【新連載】ITアーキテクトのひとりごと
第10回 「ファイルサーバの進化を際だたせるアプリケーションはどこだ?」

いつもながら、どんどんデータをため込んでいる私のPCのバックアップは、段々と大変になってきた。2Tバイトのディスクが登場し、そろそろ値段がこなれてきた1TバイトのSATAディスクでも使わないとやっていけそうもない。いつものマニアックなPCショップで見るディスクの値段は、株式の相場なみに変動する(株の値段と違って下がる一方だけど)ので、買い時が難しい。選択肢が多すぎると結局買わないという行動経済学の教科書通りの事態に陥る。

ヨドバシカメラにも行って値段をチェックしていると、ポータブルディスクが次々と売れている。「写真をしまっておくには、絶対これが便利だよ」と友達に言われて即決で250Gバイトの外付けポータブルを買っていく女の子は、「あ〜、そうなのか」程度の知識でディスクってどんな物なのかを全く理解している様子は無い。タイムセールス並に「いまなら値札の2000円引き」の札が張ってある一番安いディスクをまったく吟味することなく手にとってレジへ直行した。ちょっと高めの化粧品か、安物のバッグでも買う感覚で、すっかりコモディティ化している。

その横で、理解できないものを理解しようと店員にいろいろ質問しているおじさん。この女の子とおじさんの態度は対照的だ。このおじさんは、これを買うと自分が何ができるのかを店員とフリーディスカッションをして考えている風。この女の子は、目的が明快、値段が自分の懐とマッチしているかも明快。製品、技術の中身なんて全く重要じゃない、メーカのブランドだってそもそも知らないので重要じゃない。目的を満足しているかどうかが重要、というこの態度は良いぞ。一方、わたしのようなSIerにとっては、こんなおじさんのような人が出てくるとちょっとやっかいな事になる。

もっとも、この女の子がクレームを付けるとしたら、それは、我々SIerからは想像もできないものになる。

昔はアルバムにしまっていた写真をディスクやiPodに格納するように変わっただけだが、利便性は格段に良くなった。ブログやインターネットのプライベートな空間にも写真をしまっておけるようになり、利用の仕方もユニークなものが増えていく。

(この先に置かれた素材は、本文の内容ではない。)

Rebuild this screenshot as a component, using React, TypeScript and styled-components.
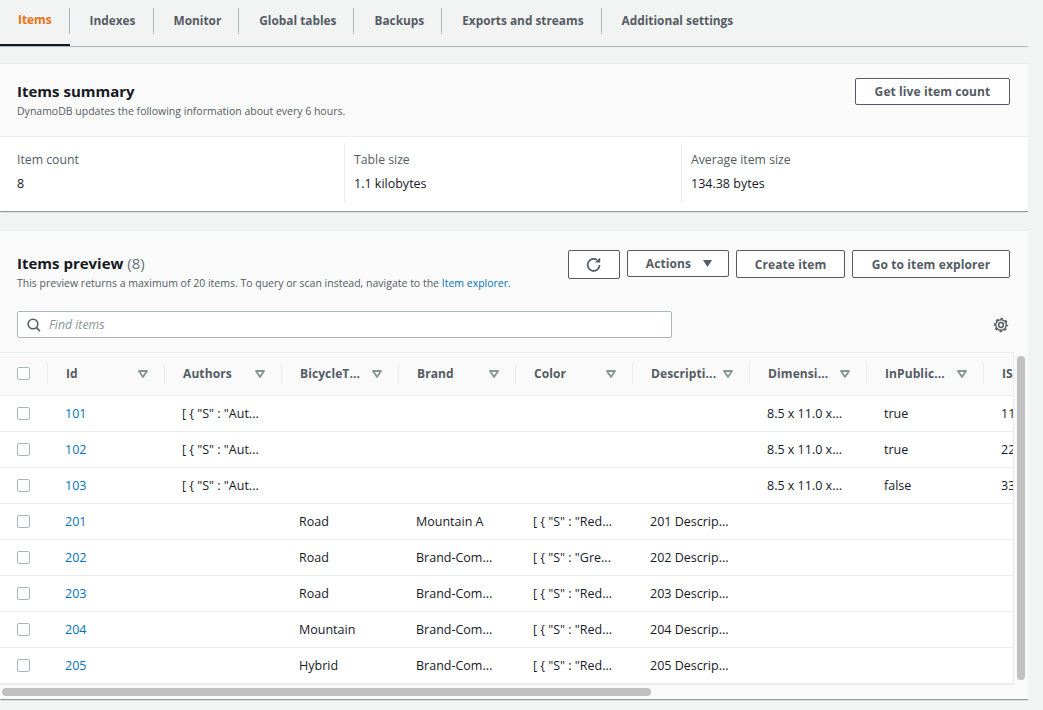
import React from "react";
import styled, { createGlobalStyle } from "styled-components";

const Global = createGlobalStyle`
  html, body { margin: 0; padding: 0; background: #f2f3f3; height: 100%; overflow: hidden; }
  body { font-family: "Open Sans", "Noto Sans", sans-serif; color: #16191f; -webkit-font-smoothing: antialiased; }
`;

const Page = styled.div`
  width: 1028px;
  height: 710px;
  overflow: hidden;
`;

const TabBar = styled.nav`
  display: flex;
  height: 46px;
  border-bottom: 1px solid #aab7b8;
  box-sizing: content-box;
  margin-bottom: 16px;
`;

const Tab = styled.div<{ $active?: boolean; $last?: boolean }>`
  display: flex;
  align-items: center;
  height: 46px;
  box-sizing: border-box;
  padding: 0 18px 6px ${(p) => (p.$active ? 18 : 20)}px;
  font-size: 11.85px;
  font-weight: 700;
  color: ${(p) => (p.$active ? "#ec7211" : "#545b64")};
  position: relative;
  ${(p) => (p.$active ? "border-bottom: 2px solid #16191f; margin-bottom: -1px; height: 46px;" : "")}
  &::after {
    content: "";
    display: ${(p) => (p.$last ? "none" : "block")};
    position: absolute;
    right: 0;
    top: 8px;
    height: 26px;
    width: 1px;
    background: #aab7b8;
  }
`;

const Card = styled.section<{ $grow?: boolean }>`
  background: ${(p) => (p.$grow ? "#fafafa" : "#fff")};
  box-shadow: 0 1px 1px 0 rgba(0, 28, 36, 0.3), 1px 1px 1px 0 rgba(0, 28, 36, 0.15);
  margin-bottom: 19px;
  ${(p) => (p.$grow ? "height: 469px; margin-bottom: 0; position: relative;" : "")}
`;

const CardHeader = styled.header`
  display: flex;
  justify-content: space-between;
  background: #fafafa;
  height: 74px;
  box-sizing: border-box;
  padding: 14px 18px 0 17px;
  border-bottom: 1px solid #eaeded;
  border-top: 1px solid #eaeded;
`;

const Title = styled.h2`
  margin: 0;
  padding-top: 1px;
  font-size: 15px;
  line-height: 25px;
  font-weight: 700;
  color: #16191f;
`;

const Count = styled.span`
  font-weight: 400;
  color: #687078;
`;

const Desc = styled.p`
  margin: 0;
  font-size: 10.5px;
  line-height: 14px;
  color: #545b64;
`;

const Link = styled.a`
  color: #0073bb;
  text-decoration: none;
`;

const Button = styled.button<{ $h?: number; $w: number }>`
  display: flex;
  align-items: center;
  justify-content: center;
  gap: 11px;
  width: ${(p) => p.$w}px;
  height: ${(p) => p.$h ?? 28}px;
  box-sizing: border-box;
  padding: 0;
  border: 1px solid #545b64;
  border-radius: 2px;
  background: #fff;
  color: #545b64;
  font-family: inherit;
  font-size: 12px;
  letter-spacing: 0.1px;
  font-weight: 700;
`;

const MenuButton = styled(Button)`
  gap: 12px;
  padding-left: 2px;
`;

const RefreshIcon = styled.svg`
  margin-top: 1px;
`;

const Stats = styled.div`
  display: grid;
  grid-template-columns: 345px 337px 1fr;
  height: 74px;
  padding-top: 6px;
  box-sizing: border-box;
`;

const Stat = styled.div<{ $first?: boolean }>`
  height: 60px;
  box-sizing: border-box;
  padding: 9px 0 0 ${(p) => (p.$first ? 17 : 9)}px;
  border-right: 1px solid #eaeded;
  &:last-child { border-right: none; }
`;

const StatLabel = styled.div`
  font-size: 12.25px;
  line-height: 16px;
  color: #545b64;
  margin-bottom: 8px;
`;

const StatValue = styled.div`
  font-size: 12.5px;
  line-height: 16px;
  color: #16191f;
`;

const PreviewHead = styled.div`
  height: 122px;
  box-sizing: border-box;
  padding: 19px 18px 0 17px;
  border-top: 1px solid #eaeded;
`;

const HeadRow = styled.div`
  display: flex;
  justify-content: space-between;
`;

const Actions = styled.div`
  display: flex;
  gap: 7px;
  align-items: flex-start;
`;

const SearchRow = styled.div`
  display: flex;
  justify-content: space-between;
  align-items: center;
  margin-top: 21px;
`;

const Search = styled.div`
  display: flex;
  align-items: center;
  gap: 8px;
  width: 655px;
  height: 27px;
  box-sizing: border-box;
  padding-left: 9px;
  background: #fff;
  border: 1px solid #aab7b8;
  border-radius: 2px;
  font-size: 12.25px;
  font-style: italic;
  color: #879596;
`;

const Gear = styled.svg`
  margin-right: 1px;
`;

const TableBox = styled.div`
  width: 1013px;
  height: 331px;
  overflow: hidden;
  background: #fff;
  border-top: 1px solid #eaeded;
  border-bottom: 1px solid #eaeded;
  border-right: 1px solid #eaeded;
  box-sizing: content-box;
`;

const Table = styled.table`
  border-collapse: collapse;
  table-layout: fixed;
  width: 1100px;
  font-size: 12.5px;
`;

const HeadRowEl = styled.tr`
  height: 42px;
  background: #fafafa;
`;

const Th = styled.th`
  padding: 0;
  border-bottom: 1px solid #eaeded;
  text-align: left;
  font-size: 12px;
  letter-spacing: 0.1px;
  font-weight: 700;
  color: #545b64;
  position: relative;
  &::after {
    content: "";
    position: absolute;
    right: 0;
    top: 10px;
    height: 21px;
    width: 1px;
    background: #eaeded;
  }
`;

const ThInner = styled.div<{ $check?: boolean }>`
  display: flex;
  align-items: center;
  justify-content: space-between;
  padding: 0 17px 0 ${(p) => (p.$check ? 17 : 18)}px;
  white-space: nowrap;
`;

const Tr = styled.tr`
  height: 36px;
`;

const Td = styled.td`
  padding: 0 0 0 17px;
  border-bottom: 1px solid #eaeded;
  white-space: nowrap;
  overflow: hidden;
  color: #16191f;
`;

const CheckCell = styled.td`
  padding: 0 0 0 17px;
  border-bottom: 1px solid #eaeded;
`;

const Check = styled.span`
  display: block;
  width: 13px;
  height: 13px;
  box-sizing: border-box;
  border: 1px solid #aab7b8;
  border-radius: 2px;
  background: #fff;
`;

const HScroll = styled.div`
  position: absolute;
  left: 2px;
  top: 458px;
  width: 649px;
  height: 8px;
  border-radius: 4px;
  background: #c1c1c1;
`;

const VScroll = styled.div`
  position: absolute;
  left: 1017px;
  top: 126px;
  width: 8px;
  height: 324px;
  border-radius: 4px;
  background: #c1c1c1;
`;

const Sort = () => (
  <svg width="10" height="8" viewBox="0 0 10 8">
    <path d="M1 1h8L5 7z" fill="none" stroke="#879596" strokeWidth="1.8" strokeLinejoin="round" />
  </svg>
);

const columns = ["Id", "Authors", "BicycleT...", "Brand", "Color", "Descripti...", "Dimensi...", "InPublic...", "IS"];

const rows: string[][] = [
  ["101", '[ { "S" : "Aut...', "", "", "", "", "8.5 x 11.0 x...", "true", "11"],
  ["102", '[ { "S" : "Aut...', "", "", "", "", "8.5 x 11.0 x...", "true", "22"],
  ["103", '[ { "S" : "Aut...', "", "", "", "", "8.5 x 11.0 x...", "false", "33"],
  ["201", "", "Road", "Mountain A", '[ { "S" : "Red...', "201 Descrip...", "", "", ""],
  ["202", "", "Road", "Brand-Com...", '[ { "S" : "Gre...', "202 Descrip...", "", "", ""],
  ["203", "", "Road", "Brand-Com...", '[ { "S" : "Red...', "203 Descrip...", "", "", ""],
  ["204", "", "Mountain", "Brand-Com...", '[ { "S" : "Red...', "204 Descrip...", "", "", ""],
  ["205", "", "Hybrid", "Brand-Com...", '[ { "S" : "Red...', "205 Descrip...", "", "", ""],
];

const tabs = ["Items", "Indexes", "Monitor", "Global tables", "Backups", "Exports and streams", "Additional settings"];

export default function App() {
  return (
    <Page>
      <Global />
      <TabBar>
        {tabs.map((t, i) => (
          <Tab key={t} $active={i === 0} $last={i === tabs.length - 1}>{t}</Tab>
        ))}
      </TabBar>

      <Card>
        <CardHeader>
          <div>
            <Title>Items summary</Title>
            <Desc>DynamoDB updates the following information about every 6 hours.</Desc>
          </div>
          <Button $w={155} $h={27}>Get live item count</Button>
        </CardHeader>
        <Stats>
          <Stat $first><StatLabel>Item count</StatLabel><StatValue>8</StatValue></Stat>
          <Stat><StatLabel>Table size</StatLabel><StatValue>1.1 kilobytes</StatValue></Stat>
          <Stat><StatLabel>Average item size</StatLabel><StatValue>134.38 bytes</StatValue></Stat>
        </Stats>
      </Card>

      <Card $grow>
        <PreviewHead>
          <HeadRow>
            <div>
              <Title>Items preview <Count>(8)</Count></Title>
              <Desc>
                This preview returns a maximum of 20 items. To query or scan instead, navigate to the <Link>Item explorer.</Link>
              </Desc>
            </div>
            <Actions>
              <Button $w={52} $h={29}>
                <RefreshIcon width="16" height="16" viewBox="0 0 16 16" fill="none" stroke="#545b64" strokeWidth="1.7">
                  <path d="M13.6 8a6 6 0 1 1-2.6-5" />
                  <path d="M9 5.6h5.2V.4z" fill="#545b64" stroke="none" />
                </RefreshIcon>
              </Button>
              <MenuButton $w={102} $h={27}>
                Actions
                <svg width="9" height="7" viewBox="0 0 9 7"><path d="M0 0h9L4.5 7z" fill="#545b64" /></svg>
              </MenuButton>
              <Button $w={109}>Create item</Button>
              <Button $w={158}>Go to item explorer</Button>
            </Actions>
          </HeadRow>
          <SearchRow>
            <Search>
              <svg width="14" height="14" viewBox="0 0 14 14" fill="none" stroke="#545b64" strokeWidth="1.6">
                <circle cx="6" cy="6" r="4.8" />
                <path d="M9.4 9.4 13 13.2" />
              </svg>
              Find items
            </Search>
            <Gear width="16" height="16" viewBox="0 0 16 16" fill="none" stroke="#545b64">
              <circle cx="8" cy="8" r="5.3" strokeWidth="1.4" />
              <circle cx="8" cy="8" r="6.4" strokeWidth="1.5" strokeDasharray="2.4 2.63" strokeDashoffset="1.2" />
              <circle cx="8" cy="8" r="2.4" strokeWidth="1.5" />
            </Gear>
          </SearchRow>
        </PreviewHead>
        <TableBox>
          <Table>
            <colgroup>
              <col width="48" />
              {columns.map((c) => <col key={c} width="117" />)}
            </colgroup>
            <thead>
              <HeadRowEl>
                <Th><ThInner $check><Check /></ThInner></Th>
                {columns.map((c) => (
                  <Th key={c}><ThInner>{c}<Sort /></ThInner></Th>
                ))}
              </HeadRowEl>
            </thead>
            <tbody>
              {rows.map((r) => (
                <Tr key={r[0]}>
                  <CheckCell><Check /></CheckCell>
                  {r.map((v, i) => (
                    <Td key={i}>{i === 0 ? <Link>{v}</Link> : v}</Td>
                  ))}
                </Tr>
              ))}
            </tbody>
          </Table>
        </TableBox>
        <HScroll />
        <VScroll />
      </Card>
    </Page>
  );
}
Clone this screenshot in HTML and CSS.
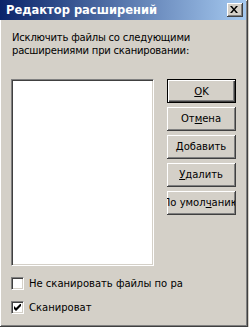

写真というデータをストレージ装置にしまっているだけだが、写真というコンテンツが持つ意味が際だっているので、ポータブルディスクと呼ぶよりもフォトディスクとかPhoto Podとでも呼んだ方が良い(Photo Podはデジタル写真立てのような別の意味がある)。

振り返って、会社の中で大量のデータを蓄えているファイルサーバのコンテンツは際だっているどころか全く冴えない。ドンドン増えていって、そのうち何が入っているのかわからなくなる。ディレクトリを作ってファイルを放り込んだ本人も、そのディレクトリの意味を忘れてしまい、コンテンツは迷子になる。人の記憶が移ろいやすいのとそっくりな状況だ。

ファイルサーバなんて、その時その時に役に立っていれば、コンテンツの意味が忘れ去られても良しとするしかない。記憶だったら不要な記憶はそのうち永遠に自然と失われる。それでも問題ないんだったら、ファイルサーバのデータもそのうち自然と失われるようになって欲しい。今の時代は、いったんデジタル化されたコンテンツは、本当の意味では永遠に失われないかもしれない。失われてもいいコンテンツも山のようにあるような気もするが、そうはいかない。

ストレージシステムの進化と装置の大容量化はデジタル化されたコンテンツを無限に受け入れることができるようになった。De-dupeというデータの重複排除を行う技術もストレージシステムの能力を増強しようとしている。

でも、コンテンツを使いこなす技術とアプリケーションがまったく足りないような気がする。そのうち登場するかもしれないコンテンツを使いこなす画期的なアプリケーションを待ちながら、ひたすらデジタルコンテンツは成長する。